▶ _What the task requires_
Your task is to copy every line of the records below that contains "this".

▶ _Material provided_
· · · · ·

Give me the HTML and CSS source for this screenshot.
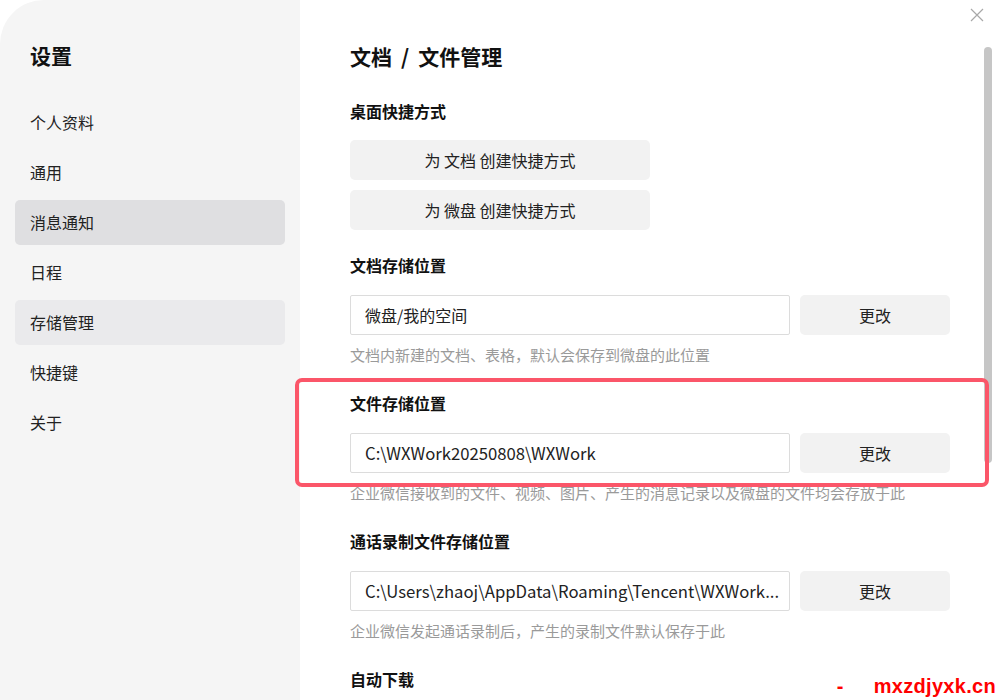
FILE: index.html
```html
<!DOCTYPE html>
<html>
<head>
<meta charset="utf-8">
<link rel="stylesheet" href="styles.css">
</head>
<body>
  <div class="window">
    <div class="sidebar">
      <h1 class="side-title">设置</h1>
      <div class="nav">
        <div class="nav-item">个人资料</div>
        <div class="nav-item">通用</div>
        <div class="nav-item hover">消息通知</div>
        <div class="nav-item">日程</div>
        <div class="nav-item active">存储管理</div>
        <div class="nav-item">快捷键</div>
        <div class="nav-item">关于</div>
      </div>
    </div>

    <div class="main">
      <h2 class="page-title">文档<span class="slash">/</span>文件管理</h2>

      <div class="section first">
        <h3 class="sec-title">桌面快捷方式</h3>
        <div class="btn wide">为 文档 创建快捷方式</div>
        <div class="btn wide">为 微盘 创建快捷方式</div>
      </div>

      <div class="section">
        <h3 class="sec-title">文档存储位置</h3>
        <div class="path-row">
          <div class="path-input">微盘/我的空间</div>
          <div class="btn change">更改</div>
        </div>
        <p class="hint">文档内新建的文档、表格，默认会保存到微盘的此位置</p>
      </div>

      <div class="section">
        <h3 class="sec-title">文件存储位置</h3>
        <div class="path-row">
          <div class="path-input latin">C:\WXWork20250808\WXWork</div>
          <div class="btn change">更改</div>
        </div>
        <p class="hint">企业微信接收到的文件、视频、图片、产生的消息记录以及微盘的文件均会存放于此</p>
      </div>

      <div class="section">
        <h3 class="sec-title">通话录制文件存储位置</h3>
        <div class="path-row">
          <div class="path-input latin">C:\Users\zhaoj\AppData\Roaming\Tencent\WXWork...</div>
          <div class="btn change">更改</div>
        </div>
        <p class="hint">企业微信发起通话录制后，产生的录制文件默认保存于此</p>
      </div>

      <div class="section">
        <h3 class="sec-title">自动下载</h3>
      </div>

      <div class="scrollbar"></div>
    </div>

    <!-- overlays -->
    <svg class="close" width="14" height="14" viewBox="0 0 14 14">
      <path d="M1 1 L13 13 M13 1 L1 13" stroke="#a8a8a8" stroke-width="1.2" fill="none"/>
    </svg>
    <div class="mark-box"></div>
    <div class="watermark"><span class="dash">-</span><span>mxzdjyxk.cn</span></div>
  </div>
</body>
</html>
```

FILE: styles.css
```css
* {box-sizing: border-box;}

html, body {
  margin: 0;
  padding: 0;
  background: #fff;
}

body {
  font-family: "Noto Sans CJK SC", sans-serif;
  color: #1f1f1f;
}

.window {
  position: relative;
  display: flex;
  width: 1000px;
  height: 700px;
  overflow: hidden;
  background: #fff;
}

/* left column */
.sidebar {
  width: 300px;
  flex-shrink: 0;
  background: #f5f5f5;
  border-top-left-radius: 44px;
  padding: 40px 15px 0 15px;
}

.side-title {
  margin: 0 0 0 15px;
  font-size: 21px;
  line-height: 30px;
  font-weight: bold;
  color: #111;
}

.nav {
  margin-top: 30px;
  display: flex;
  flex-direction: column;
  gap: 5px;
}

.nav-item {
  height: 45px;
  line-height: 45px;
  padding-left: 15px;
  font-size: 16px;
  color: #222;
  border-radius: 5px;
}

.nav-item.hover {
  background: #dfdfe1;
}

.nav-item.active {
  background: #eaeaec;
}

/* right column */
.main {
  position: relative;
  flex: 1;
  padding: 41px 0 0 50px;
}

.page-title {
  margin: 0;
  font-size: 21px;
  line-height: 30px;
  font-weight: bold;
  color: #111;
}

.page-title .slash {
  margin: 0 9px;
}

.section {
  width: 600px;
  margin-top: 26px;
}

.section.first {
  margin-top: 28px;
  margin-bottom: 23px;
}

.section.first + .section {
  margin-top: 0;
}

.sec-title {
  margin: 0 0 18px 0;
  font-size: 16px;
  line-height: 24px;
  font-weight: bold;
  color: #111;
}

.section.first .sec-title {
  margin-bottom: 17px;
}

.btn {
  height: 40px;
  line-height: 40px;
  text-align: center;
  background: #f2f2f2;
  border-radius: 5px;
  font-size: 16px;
  color: #222;
}

.btn.wide {
  width: 300px;
}

.btn.wide + .btn.wide {
  margin-top: 10px;
}

.path-row {
  display: flex;
  gap: 10px;
}

.path-input {
  width: 440px;
  height: 40px;
  line-height: 38px;
  padding: 0 14px;
  border: 1px solid #dcdcdc;
  border-radius: 2px;
  font-size: 16px;
  color: #222;
  white-space: nowrap;
  overflow: hidden;
}

.path-input.latin {
  font-size: 16.7px;
}

.btn.change {
  width: 150px;
}

.hint {
  margin: 10px 0 0 0;
  font-size: 15px;
  line-height: 20px;
  color: #9a9a9a;
}

.scrollbar {
  position: absolute;
  top: 47px;
  right: 8px;
  width: 8px;
  height: 416px;
  border-radius: 4px;
  background: #c6c6c6;
}

.close {
  position: absolute;
  top: 8px;
  right: 16px;
}

.mark-box {
  position: absolute;
  left: 295px;
  top: 378px;
  width: 694px;
  height: 109px;
  border: 4px solid #fb5669;
  border-radius: 7px;
}

.watermark {
  position: absolute;
  right: 4px;
  bottom: 2px;
  font-family: "Liberation Sans", sans-serif;
  font-size: 20px;
  letter-spacing: 0.3px;
  font-weight: bold;
  color: #ff0000;
}

.watermark .dash {
  margin-right: 30px;
}
```
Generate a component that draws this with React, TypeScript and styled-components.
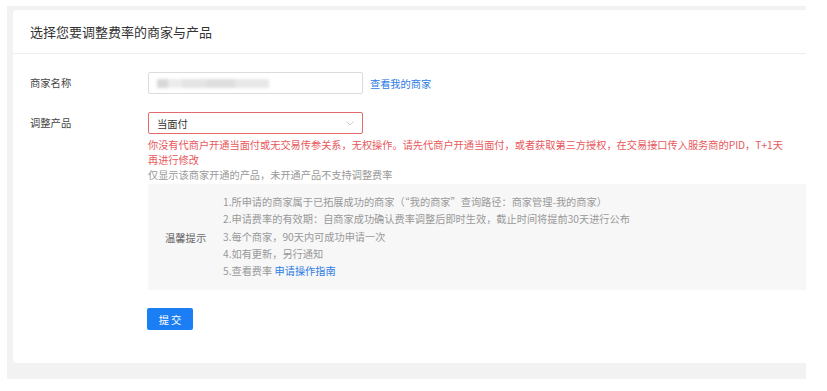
import styled, { createGlobalStyle } from "styled-components";

const GlobalStyle = createGlobalStyle`
  html, body {
    margin: 0;
    padding: 0;
    background: #fff;
  }
  body {
    font-family: "Noto Sans CJK SC", "Noto Sans", sans-serif;
    color: #333;
  }
`;

const Page = styled.div`
  width: 827px;
  height: 391px;
  padding: 6px 0 0 7px;
  box-sizing: border-box;
  overflow: hidden;
`;

const Shell = styled.div`
  width: 799px;
  background: #f2f2f2;
  padding: 4px 0 16px 6px;
  box-sizing: border-box;
`;

const Card = styled.div`
  background: #fff;
  border-radius: 4px 0 0 4px;
  height: 353px;
  overflow: hidden;
`;

const Header = styled.div`
  height: 43px;
  display: flex;
  align-items: center;
  padding-left: 17px;
  border-bottom: 1px solid #efefef;
  font-size: 13px;
  color: #333;
`;

const Body = styled.div`
  padding: 18px 0 0 17px;
  display: flex;
  flex-direction: column;
  gap: 18px;
`;

const Row = styled.div`
  display: flex;
  align-items: flex-start;
`;

const Label = styled.div`
  width: 118px;
  flex: none;
  font-size: 10.3px;
  line-height: 22px;
  color: #444;
`;

const Field = styled.div`
  flex: 1;
  min-width: 0;
  display: flex;
  flex-direction: column;
`;

const Inline = styled.div`
  display: flex;
  align-items: center;
  gap: 7px;
`;

const Input = styled.div`
  width: 215px;
  height: 22px;
  box-sizing: border-box;
  border: 1px solid #dcdcdc;
  border-radius: 2px;
  display: flex;
  align-items: center;
  padding-left: 8px;
`;

const Blur = styled.div`
  width: 112px;
  height: 9px;
  background: linear-gradient(
    90deg,
    #d8d8d8 0 10%,
    #ececec 10% 22%,
    #e4e4e4 22% 45%,
    #dedede 45% 70%,
    #e8e8e8 70% 100%
  );
  filter: blur(1.5px);
`;

const Link = styled.a`
  color: #2d7be5;
  font-size: 10.2px;
  text-decoration: none;
  cursor: pointer;
`;

const Select = styled.div<{ $error?: boolean }>`
  width: 215px;
  height: 22px;
  box-sizing: border-box;
  border: 1px solid ${(p) => (p.$error ? "#e26a6a" : "#dcdcdc")};
  border-radius: 2px;
  display: flex;
  align-items: center;
  justify-content: space-between;
  padding: 0 8px 0 8px;
  font-size: 10.3px;
  color: #333;
`;

const Note = styled.div<{ $tone: "error" | "muted" }>`
  font-size: 10.2px;
  line-height: 15px;
  color: ${(p) => (p.$tone === "error" ? "#e8585c" : "#999")};
  padding-right: 18px;
`;

const Notes = styled.div`
  margin-top: 3px;
`;

const Tips = styled.div`
  margin-top: 2px;
  background: #f7f7f7;
  height: 106px;
  box-sizing: border-box;
  padding: 9px 0 0 17px;
  display: flex;
  align-items: center;
`;

const TipsLabel = styled.div`
  width: 58px;
  flex: none;
  font-size: 10.3px;
  color: #666;
  align-self: center;
  margin-top: -9px;
`;

const TipsList = styled.ol`
  list-style: none;
  margin: 0;
  padding: 0;
  align-self: flex-start;
`;

const Tip = styled.li`
  font-size: 10.2px;
  line-height: 17.3px;
  color: #999;
`;

const Button = styled.button`
  width: 46px;
  height: 22px;
  margin-left: 117px;
  border: none;
  border-radius: 2px;
  background: #1b7ef4;
  color: #fff;
  font-family: inherit;
  font-size: 10.3px;
  letter-spacing: 2px;
  padding: 0 0 0 2px;
  cursor: pointer;
`;

const Chevron = () => (
  <svg width="8" height="5" viewBox="0 0 8 5" fill="none">
    <path d="M0.5 0.5 L4 4 L7.5 0.5" stroke="#bcbcbc" strokeWidth="0.8" />
  </svg>
);

const tips = [
  "1.所申请的商家属于已拓展成功的商家（“我的商家”查询路径：商家管理-我的商家）",
  "2.申请费率的有效期：自商家成功确认费率调整后即时生效，截止时间将提前30天进行公布",
  "3.每个商家，90天内可成功申请一次",
  "4.如有更新，另行通知",
];

const App = () => {
  return (
    <Page>
      <GlobalStyle />
      <Shell>
        <Card>
          <Header>选择您要调整费率的商家与产品</Header>
          <Body>
            <Row>
              <Label>商家名称</Label>
              <Inline>
                <Input>
                  <Blur />
                </Input>
                <Link>查看我的商家</Link>
              </Inline>
            </Row>
            <Row>
              <Label>调整产品</Label>
              <Field>
                <Select $error>
                  <span>当面付</span>
                  <Chevron />
                </Select>
                <Notes>
                  <Note $tone="error">
                    你没有代商户开通当面付或无交易传参关系，无权操作。请先代商户开通当面付，或者获取第三方授权，在交易接口传入服务商的PID，T+1天再进行修改
                  </Note>
                  <Note $tone="muted">仅显示该商家开通的产品，未开通产品不支持调整费率</Note>
                </Notes>
                <Tips>
                  <TipsLabel>温馨提示</TipsLabel>
                  <TipsList>
                    {tips.map((t) => (
                      <Tip key={t}>{t}</Tip>
                    ))}
                    <Tip>
                      5.查看费率 <Link>申请操作指南</Link>
                    </Tip>
                  </TipsList>
                </Tips>
              </Field>
            </Row>
            <Button>提交</Button>
          </Body>
        </Card>
      </Shell>
    </Page>
  );
};

export default App;
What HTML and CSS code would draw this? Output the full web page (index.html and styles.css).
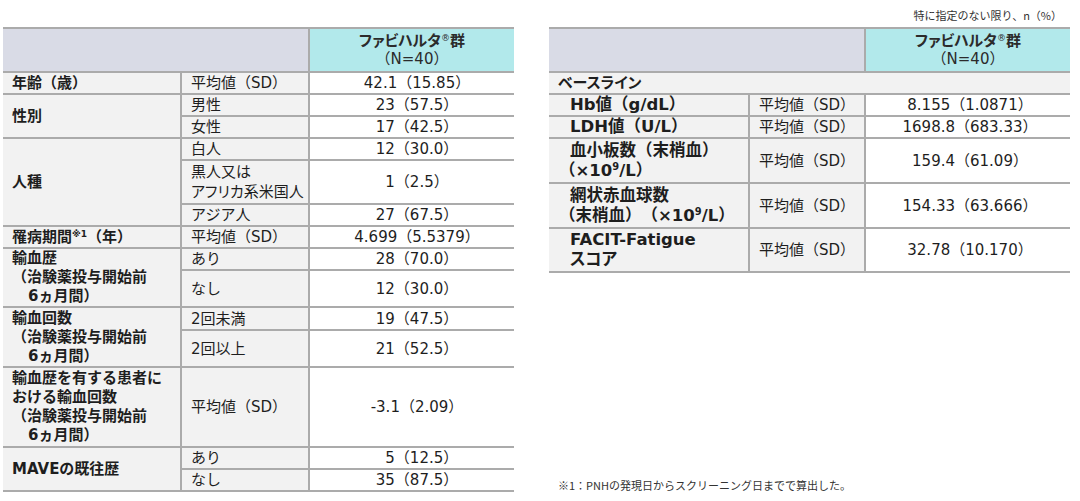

· · · · ·

▶ _Task solution_
Give me the HTML and CSS source for this screenshot.
Generate a component that draws this with React, TypeScript and styled-components.
What HTML and CSS code would draw this? Output the full web page (index.html and styles.css).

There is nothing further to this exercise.